The Economic Support Payment is the second instalment of a cash transfer announced in March and will be paid to lower-income earners receiving certain government benefits.

Treasurer Josh Frydenberg is describing the $750 boost as “an economic lifeline to millions of Australians”.

But economists say it’s small beer.

Bang for taxpayers’ buck

AMP chief economist Shane Oliver told The New Daily the second round of household payments “will certainly help” the economy, despite their diminutive size.

At $3.8 billion, the latest payments represent only 0.8 per cent of quarterly GDP, and only 0.8 per cent of annual GDP, Dr Oliver said.

“But it’s skewed towards lower-income earners who tend to have relatively high consumption rates and save very little,” he said.

The bulk of that money will probably hit the economy and provide support.”

The second round of $750 payments are also coming as the tax office prepares to pay Low and Middle Income Tax Offsets for the second year in a row.

Offsets were first paid to taxpayers in July 2019 as part of a budget plan to lift spending and boost aggregate demand.

Rather than moving tax thresholds (which would mean high-income earners also face smaller tax burdens), the offsets were applied only to low- and middle-income earners.

The plan put as much as $1080 back into the hands of taxpayers and saw the ATO inundated with calls.

The second round will put even more money back into the hands of households who most need it, which in turn should boost spending, Dr Oliver said.

Well-timed, but confidence still lacking

Angela Jackson, an economist with Equity Economics, said the payments were “a reasonable amount” for government to provide.

“It’s enough that if people spend it, it will help the economy,” she said.

And their timing could not be better, with Victoria now in its second lockdown and New South Wales battling to control outbreaks of its own.

Estimates already place the economic damage of a full-blown second wave at $100 billion, based on data from Deloitte.

“These payments will help offset that hit,” Ms Jackson said.

“Is it enough to maintain aggregate demand at the level it needs to be to keep the economy at full employment? Certainly not, but it will keep things ticking over during this period.”

Ms Jackson cautioned, however, that weak consumer confidence would minimise the payments’ impact.

Research firm Roy Morgan’s monthly consumer confidence measure fell to 88.5 per cent in March.

It was the first time since March 2009 that the index had dropped below 100, which indicates more Australians are pessimistic about the economy than optimistic. (The lower the number, the more pessimists there are.)

Since then, the index has fluctuated between 79.8 and 96.

While confidence is so low, Ms Jackson said, Australians are more inclined to save their money than spend it – spelling bad news for shop owners and businesses.

“People need certainty about what the recovery looks like, and what the plan is going forward,” Ms Jackson said.
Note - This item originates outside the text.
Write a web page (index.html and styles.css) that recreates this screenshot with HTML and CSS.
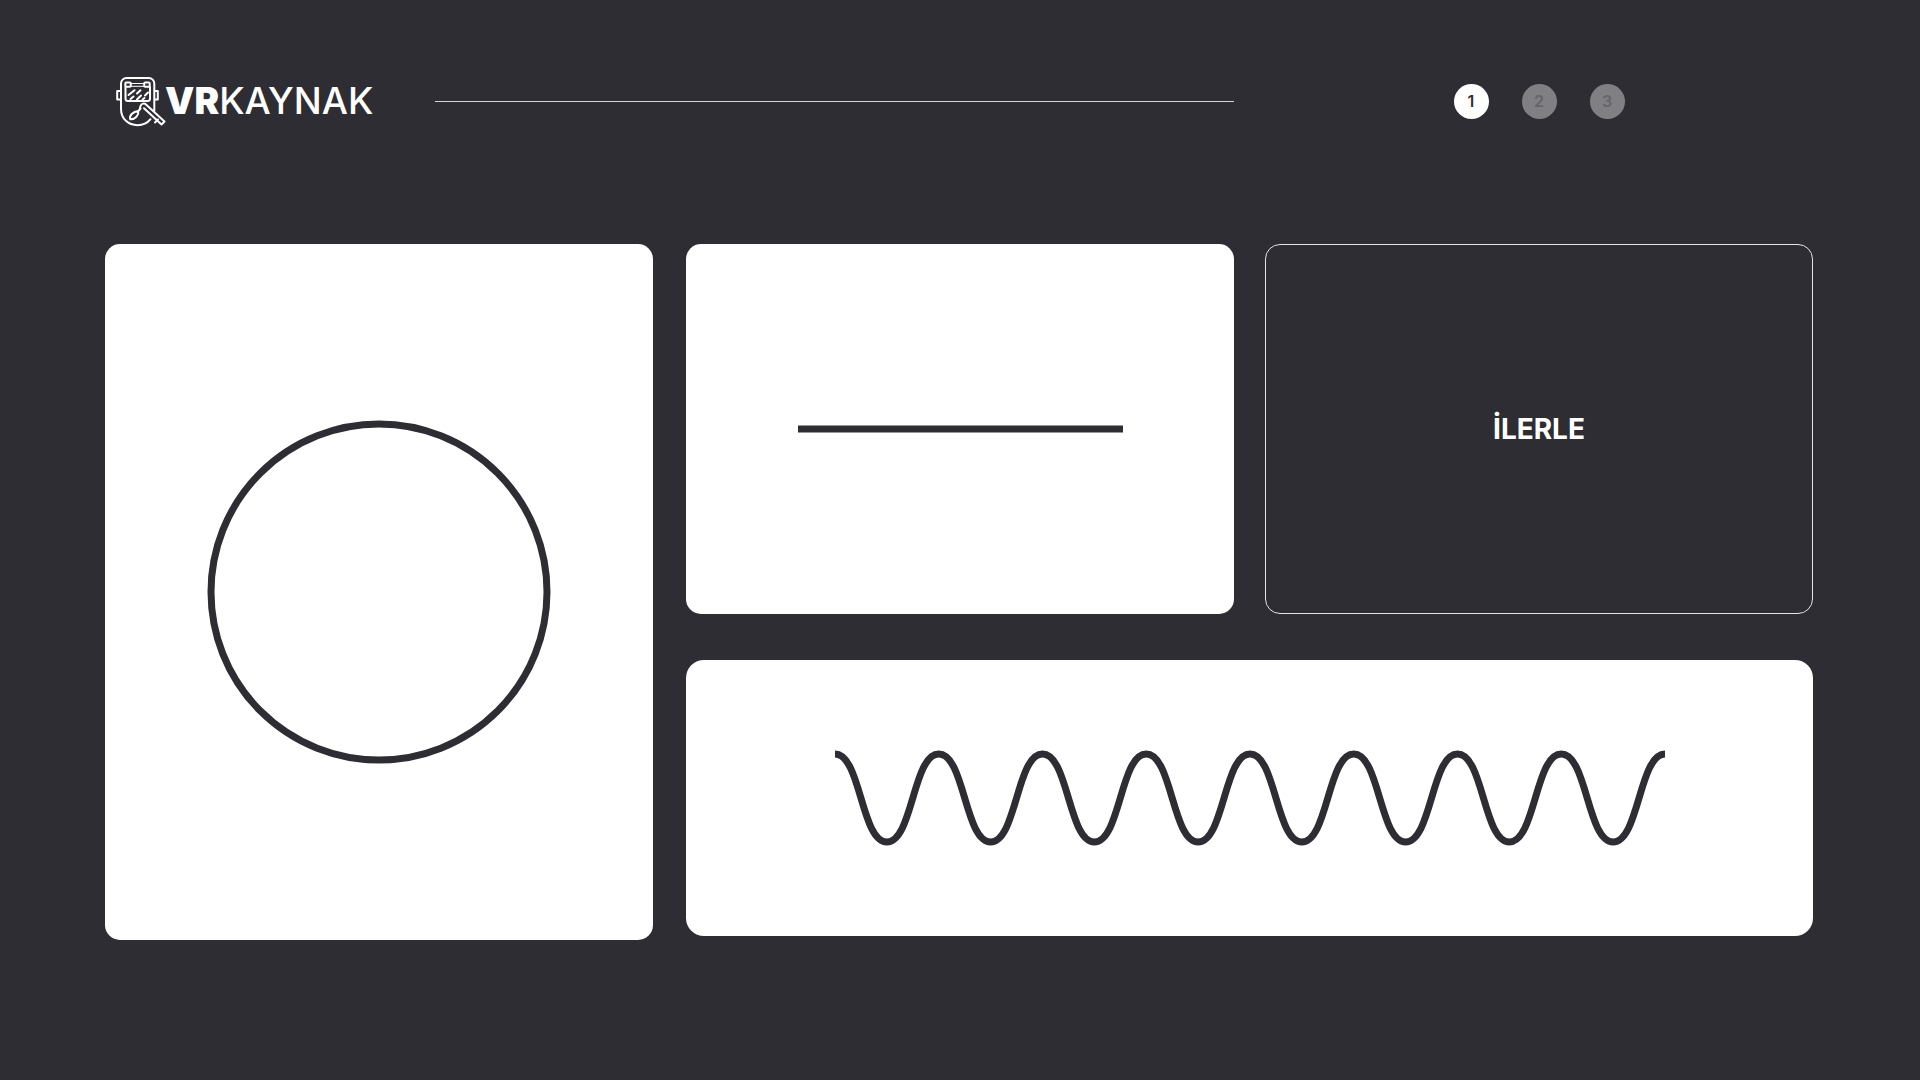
FILE: index.html
```html
<!DOCTYPE html>
<html lang="tr">
<head>
<meta charset="utf-8">
<meta name="viewport" content="width=device-width, initial-scale=1">
<title>VRKaynak</title>
<link rel="stylesheet" href="styles.css">
</head>
<body>
<div class="page">
  <header class="header">
    <div class="header-main">
      <a class="brand" href="#">
        <svg class="brand-icon" viewBox="10 10 50 52" aria-hidden="true">
          <path d="M49.300 46V18.500a5.500 5.500 0 0 0-5.500-5.500h-22.300a5.500 5.500 0 0 0-5.500 5.500V44c0 10 7.500 16.200 16.500 16.200 5.500 0 10-2.200 13-6"/>
          <path d="M15.500 26H12.200v8.500h3.300M49.800 26h3v8.500h-3"/>
          <path d="M20.500 22v11.500a2.500 2.500 0 0 0 2.500 2.500h19.500a2.500 2.500 0 0 0 2.500-2.500V22"/>
          <path class="thin" d="M26 18.500h13M26 21.300h13"/>
          <rect x="20.300" y="17.500" width="5.500" height="4.300" rx="1"/>
          <rect x="39.200" y="17.500" width="5.500" height="4.300" rx="1"/>
          <path d="M23.500 30l6-4.800M25.500 34l3-2.500M32 28.500l3.500-3.200M32 34.500l4-4M37.500 34.500l2-1.500M40 30.500l3-3"/>
          <path d="M25.300 54.300c-1.300-3.600 2.500-7.600 8-8.300.7 4-3 8.500-8 8.300zM32.500 47l3-3.500M34.500 45l1-4c1-2.700 4-3.200 5.500-1.500l18.500 17-3 3-17.500-16.200M53 54.500l-3 3M56.500 59.500"/>
        </svg>
        <span class="brand-name"><strong>VR</strong>KAYNAK</span>
      </a>
      <div class="rule"></div>
    </div>
    <nav class="steps" aria-label="Adımlar">
      <button class="step step-active" type="button" aria-current="step">1</button>
      <button class="step" type="button">2</button>
      <button class="step" type="button">3</button>
    </nav>
  </header>

  <main class="board">
    <button class="card card-circle" type="button" aria-label="Daire">
      <svg class="shape" width="344" height="344" viewBox="0 0 344 344"><circle cx="172" cy="172" r="168"/></svg>
    </button>
    <div class="side">
      <button class="card card-line" type="button" aria-label="Düz çizgi">
        <svg class="shape" width="325" height="8" viewBox="0 0 325 8"><path d="M0 4h325"/></svg>
      </button>
      <button class="card card-next" type="button">İLERLE</button>
      <button class="card card-wave" type="button" aria-label="Dalga">
        <svg class="shape" width="830" height="96" viewBox="0 0 832 96">
          <path d="M0 4C26 4 26 92 52 92S78 4 104 4S130 92 156 92S182 4 208 4S234 92 260 92S286 4 312 4S338 92 364 92S390 4 416 4S442 92 468 92S494 4 520 4S546 92 572 92S598 4 624 4S650 92 676 92S702 4 728 4S754 92 780 92S806 4 832 4"/>
        </svg>
      </button>
    </div>
  </main>
</div>
</body>
</html>
```
FILE: styles.css
```css
* {
  box-sizing: border-box;
}

body {
  margin: 0;
  background: #2e2d33;
  color: #fff;
  font-family: Inter, "Liberation Sans", sans-serif;
}

.page {
  min-height: 100vh;
  padding: 75px 107px 75px 105px;
}

.header {
  display: grid;
  grid-template-columns: 1129fr 548fr;
  column-gap: 31px;
  align-items: center;
}

.header-main {
  display: flex;
  align-items: center;
}

.brand {
  display: flex;
  align-items: center;
  flex: 0 0 330px;
  padding-left: 10px;
  color: inherit;
  text-decoration: none;
}

.brand-icon {
  flex: none;
  width: 50px;
  height: 52px;
  overflow: visible;
  fill: none;
  stroke: #fff;
  stroke-width: 2;
  stroke-linecap: round;
  stroke-linejoin: round;
}

.thin {
  stroke-width: 1;
}

.brand-name {
  font-size: 37px;
  line-height: 52px;
  font-weight: 500;
}

.brand-name strong {
  font-weight: 900;
}

.rule {
  flex: 1;
  height: 1px;
  background: #d5d5d6;
}

.steps {
  display: flex;
  justify-content: center;
  gap: 33px;
}

.step {
  width: 35px;
  height: 35px;
  padding: 0;
  border: 0;
  border-radius: 50%;
  background: #807f84;
  color: #656469;
  font: 600 16px/35px Inter, "Liberation Sans", sans-serif;
}

.step-active {
  background: #fff;
  color: #2e2d33;
}

.board {
  display: grid;
  grid-template-columns: 548fr 1127fr;
  column-gap: 33px;
  align-items: start;
  margin-top: 117px;
}

.side {
  display: grid;
  grid-template-columns: 1fr 1fr;
  gap: 46px 31px;
}

.card {
  display: flex;
  align-items: center;
  justify-content: center;
  min-width: 0;
  min-height: 370px;
  padding: 0;
  border: 0;
  border-radius: 15px;
  background: #fff;
}

.card-circle {
  min-height: 696px;
}

.card-next {
  border: 1px solid #e4e4e5;
  background: transparent;
  color: #fff;
  font: 700 28px/32px Inter, "Liberation Sans", sans-serif;
}

.card-wave {
  grid-column: 1 / -1;
  min-height: 276px;
  border-radius: 18px;
}

.shape {
  max-width: 80%;
  fill: none;
  stroke: #2e2d33;
  stroke-width: 7;
}
```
“For government to wait till October [when the budget is released] is too long. We need more direction ahead of then so people can start planning again, so they can spend and invest with confidence.”

Treasurer Josh Frydenberg will announce the government’s intentions for JobKeeper on July 23, as part of an economic update to Parliament.

Not enough to support those in need

Australia Institute economist Alison Pennington agreed with Dr Oliver and Ms Jackson that the second-round payments will be spent quickly and re-enter the economy.

She told The New Daily the money will provide welcome relief to millions of Australians who have missed out on other support payments.

But she said small support payments like these are no substitute for what is needed over the long term: Public investment in job-creation programs, and ongoing support for vulnerable and unemployed Australians.

“The bigger question will be what is required to actually get the economy back on track,” she said.

“It’s not going to be small, piecemeal, targeted support payments – it’s going to be large scale and sustained comprehensive public investments.”